In fact, a study conducted by Ashley-McGraw Architects have shown this to be the case. They found that using white roofing will provide 30% higher thermal heat loss than the black roofs.

Highly Durable and Long-Lasting

Another way that EPDM is environmentally friendly is in its durability. It’s very common for the coatings on roofs to last and stay in great shape for decades. They are not going to need to be recoated and repaired every year, which means less of the product is being used. Not only is this good for the environment, but it shows that EPDM is also a good value.

A study by a strategic environmental consulting firm called GreenTeam, Inc. found that EPDM performs better than other similar types of roof assemblies. They found that it has a lower environmental impact than asphalt, TPO, and PVC roofing systems.
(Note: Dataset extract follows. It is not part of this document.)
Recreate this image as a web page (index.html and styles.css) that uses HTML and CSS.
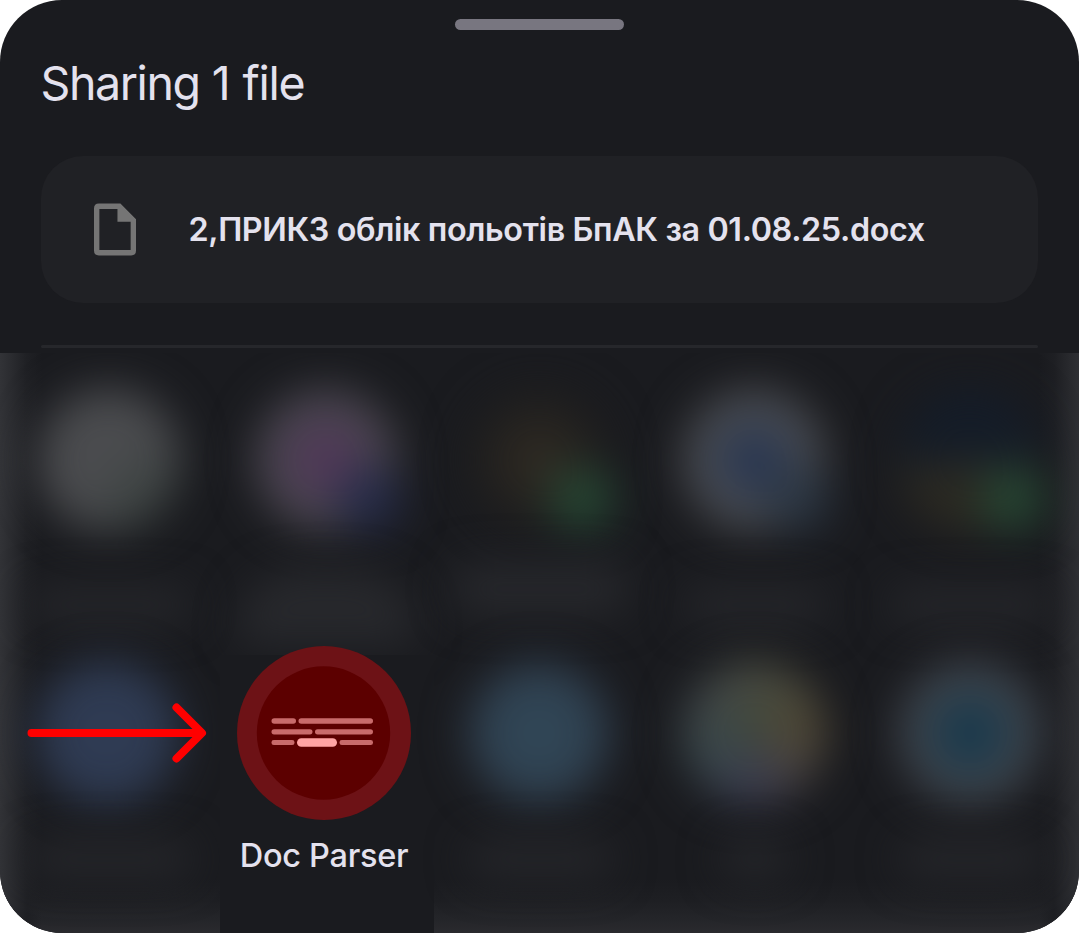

Another one of the benefits of EPDM that helps it to last so long is the fact that it is not a rigid, inflexible material. You will find that the rubber can expand and contract with the weather, which means there is a far less likelihood of it cracking and allowing for leaks.

Applying the EPDM

If you want to have a quality roofing system that is environmentally friendly, you will find that EPDM tends to be fast and relatively easy to install. In fact, depending on the size of the roof, the slope of the roof, and the amount of time you have, it is a project that you could conceivably complete on your own. However, if you do not have the time or inclination to do it on your own, you can find some great roofing companies that can take care of the installation for you.

epdm

EPDM (ETHYLENE PROPYLENE DIENE MONOMER)

During the application process, be sure to follow all of the guidelines from the manufacturer to ensure proper installation. This includes cleaning and preparing the roof before you begin, applying a single coat, and ensuring you are following safety guidelines while applying.

Whether you choose to install the EPDM on your own or hire someone to do it for you, it is worth it. The peace of mind it can offer, along with the environmental friendliness, are priceless.